Christmas is over and all of the gifts under the tree have been opened, but there’s still one more gift you can give. Scouts have been recycling Christmas trees on the Harbor for many years, and this year more than 1,200 trees will be donated to a project to help stop erosion and rebuild fish habitat on the banks of local riverside properties.
Trees — with all ornaments, hooks and bases removed — can be dropped off with the scouts at Washington Elementary School in Hoquiam from 9 a.m. to 4 p.m. Dec. 28-29 and Jan. 4-5, said Christine Helman, Boy Scout Troop 100 committee chairperson.
Tree pick-up can be arranged by calling 360-591-9698. Trees must be left at the curb.
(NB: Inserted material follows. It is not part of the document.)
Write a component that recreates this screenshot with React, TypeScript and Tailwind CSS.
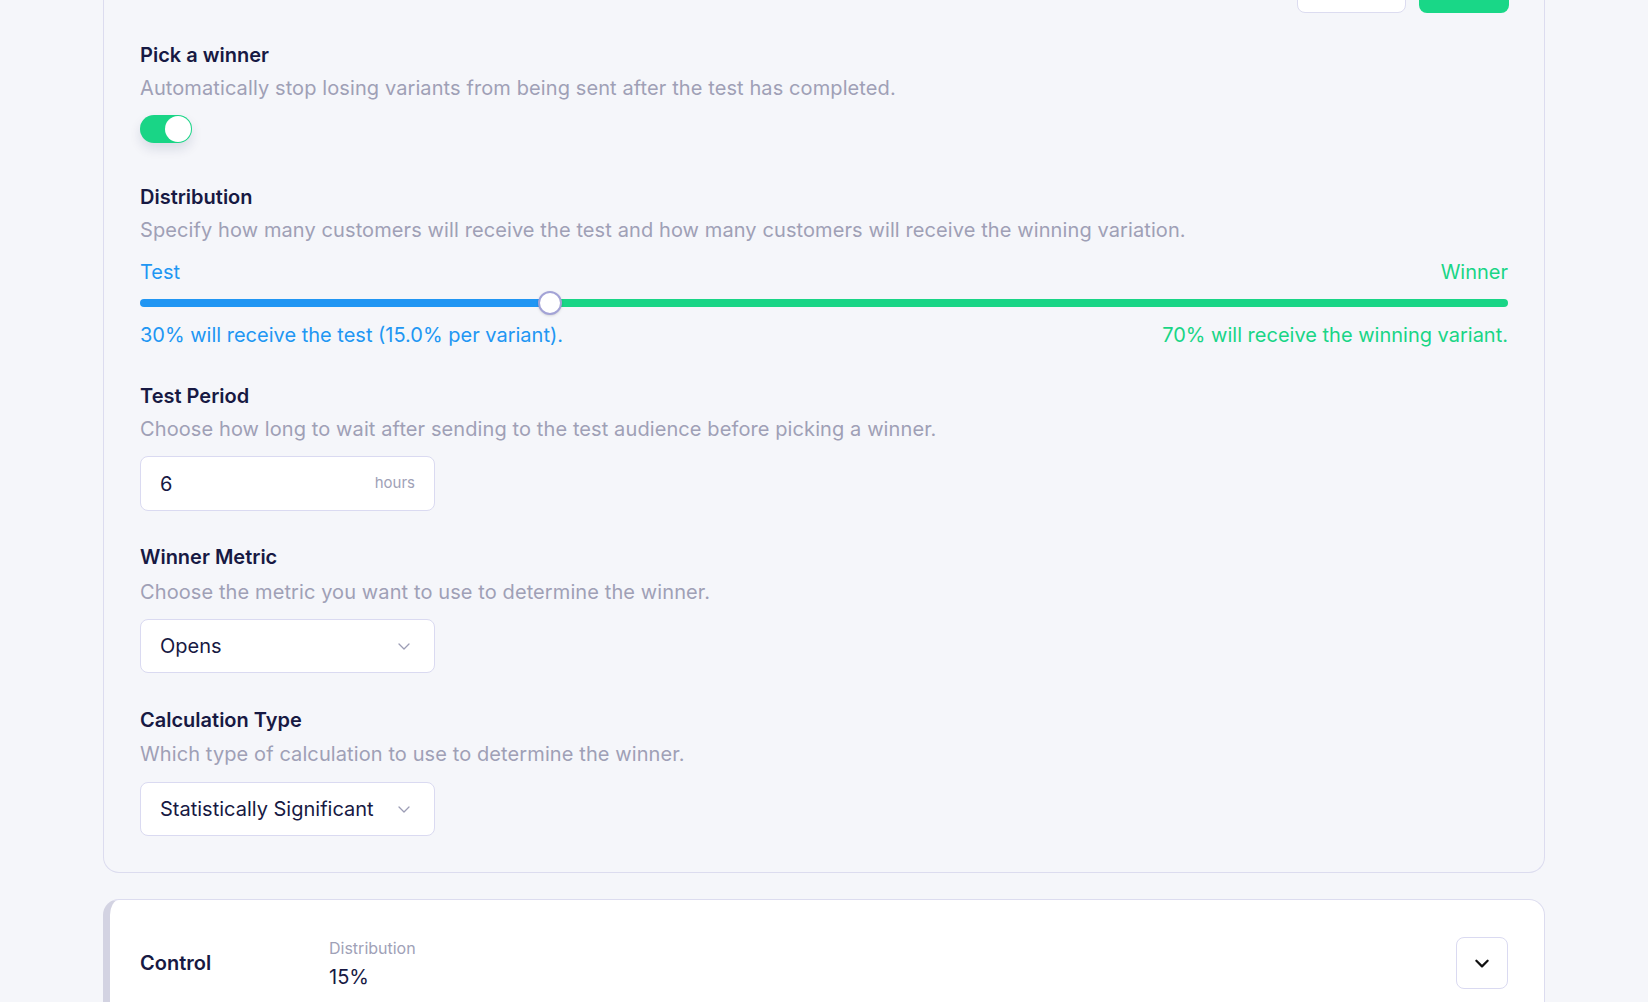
import { useState } from 'react';

const FONT = { fontFamily: 'Inter, "Noto Sans", sans-serif' };

function Chevron({ className }: { className?: string }) {
  return (
    <svg viewBox="0 0 16 16" className={className} fill="none" stroke="currentColor" strokeLinecap="round" strokeLinejoin="round">
      <path d="M3 6l5 5 5-5" />
    </svg>
  );
}

function Field({ title, desc, children, className = '', descGap = 'mt-[5px]' }: { title: string; desc: string; children?: React.ReactNode; className?: string; descGap?: string }) {
  return (
    <div className={className}>
      <h3 className="text-[20px] leading-[28px] font-semibold text-[#171943]">{title}</h3>
      <p className={`${descGap} text-[20px] leading-[28px] tracking-[0.1px] text-[#9fa0b6]`}>{desc}</p>
      {children}
    </div>
  );
}

export default function App() {
  const [pick, setPick] = useState(true);
  const testPct = 30;

  return (
    <div className="min-h-screen bg-[#f5f6fa] overflow-hidden" style={FONT}>
      <div className="w-[1442px] ml-[103px] -mt-[27px]">
        <div className="border border-[#dcdcef] rounded-b-2xl px-[36px] pb-[36px] border-t-0">
          <div className="flex justify-end gap-[13px] -mr-[1px]">
            <button className="w-[109px] h-10 rounded-lg bg-white border border-[#dcdcf0]" />
            <button className="w-[90px] h-10 rounded-lg bg-[#19d787]" />
          </div>

          <Field title="Pick a winner" desc="Automatically stop losing variants from being sent after the test has completed." className="mt-[28px]">
            <button
              onClick={() => setPick(!pick)}
              className={`mt-[13px] w-[52px] h-[28px] rounded-full p-[1px] flex items-center shadow-[0_6px_12px_rgba(20,30,80,0.12)] ${pick ? 'bg-[#19d586] justify-end' : 'bg-gray-300 justify-start'}`}
            >
              <span className="w-[26px] h-[26px] rounded-full bg-white block" />
            </button>
          </Field>

          <Field title="Distribution" desc="Specify how many customers will receive the test and how many customers will receive the winning variation." className="mt-[40px]">
            <div className="mt-[14px] flex justify-between text-[20px] leading-[28px]">
              <span className="text-[#2196f3]">Test</span>
              <span className="text-[#19d586]">Winner</span>
            </div>
            <div className="mt-[5px] relative h-[24px] flex items-center">
              <div className="flex w-full h-[8px] rounded-full overflow-hidden">
                <div className="bg-[#2196f3]" style={{ width: `${testPct}%` }} />
                <div className="bg-[#19d586] flex-1" />
              </div>
              <div
                className="absolute top-0 w-[24px] h-[24px] -ml-[12px] rounded-full bg-white border-2 border-[#a3a3d6] shadow"
                style={{ left: `${testPct}%` }}
              />
            </div>
            <div className="mt-[6px] flex justify-between text-[20px] leading-[28px]">
              <span className="text-[#2196f3]">30% will receive the test (15.0% per variant).</span>
              <span className="text-[#19d586]">70% will receive the winning variant.</span>
            </div>
          </Field>

          <Field title="Test Period" desc="Choose how long to wait after sending to the test audience before picking a winner." className="mt-[33px]">
            <div className="mt-[13px] w-[295px] h-[55px] rounded-lg bg-white border border-[#dadaf1] flex items-center justify-between px-[19px]">
              <span className="text-[20px] text-[#171943]">6</span>
              <span className="text-[15px] text-[#a0a1b7]">hours</span>
            </div>
          </Field>

          <Field title="Winner Metric" desc="Choose the metric you want to use to determine the winner." className="mt-[32px]" descGap="mt-[7px]">
            <div className="mt-[13px] w-[295px] h-[54px] rounded-lg bg-white border border-[#dadaf1] flex items-center justify-between pl-[19px] pr-[22px]">
              <span className="text-[20px] text-[#171943]">Opens</span>
              <Chevron className="w-[16px] h-[16px] text-[#9c9db5] stroke-[1.3]" />
            </div>
          </Field>

          <Field title="Calculation Type" desc="Which type of calculation to use to determine the winner." className="mt-[33px]" descGap="mt-[6px]">
            <div className="mt-[14px] w-[295px] h-[54px] rounded-lg bg-white border border-[#dadaf1] flex items-center justify-between pl-[19px] pr-[22px]">
              <span className="text-[20px] text-[#171943]">Statistically Significant</span>
              <Chevron className="w-[16px] h-[16px] text-[#9c9db5] stroke-[1.3]" />
            </div>
          </Field>
        </div>

        <div className="mt-[26px] bg-white border border-[#dcdcef] border-l-[7px] border-l-[#d3d3e2] rounded-2xl pl-[30px] pr-[36px] pt-[36px] pb-[37px] flex items-center">
          <div className="w-[189px] text-[20px] font-semibold text-[#171943]">Control</div>
          <div className="flex-1">
            <div className="text-[16px] leading-[24px] text-[#a0a1b7]">Distribution</div>
            <div className="mt-[4px] text-[20px] leading-[26px] text-[#171943]">15%</div>
          </div>
          <button className="w-[52px] h-[52px] rounded-lg border border-[#dadaf1] bg-white flex items-center justify-center">
            <Chevron className="w-[18px] h-[18px] text-[#111] stroke-[2]" />
          </button>
        </div>
      </div>
    </div>
  );
}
Pick-up and drop-off are free, but the scouts always appreciate donations, which help support local scout programs, she said.
Local land-use and public-access activist Dan Boeholt is helping connect the scouts and their trees with the properties that need them, replicating a project he did 20 years ago after floods eroded the riverbank on his land.
He said he got the idea for the project after reading an article in the The Daily World about a couple in Eastern Washington who used recycled Christmas trees to weave a mat of pine and fir from the river bottom to the top of the bank.
Boeholt said there are now salmon spawning on sediment next to the riverbank where they never did before. He explained that the trees slow down the water and catch silt, rebuilding the bank, preventing erosion and creating fish habitat.
Helman said she’s ecstatic about the scouts’ involvement with the ecological project that will leave a legacy.
“It’s cool for the scouts to see and learn from,” she said.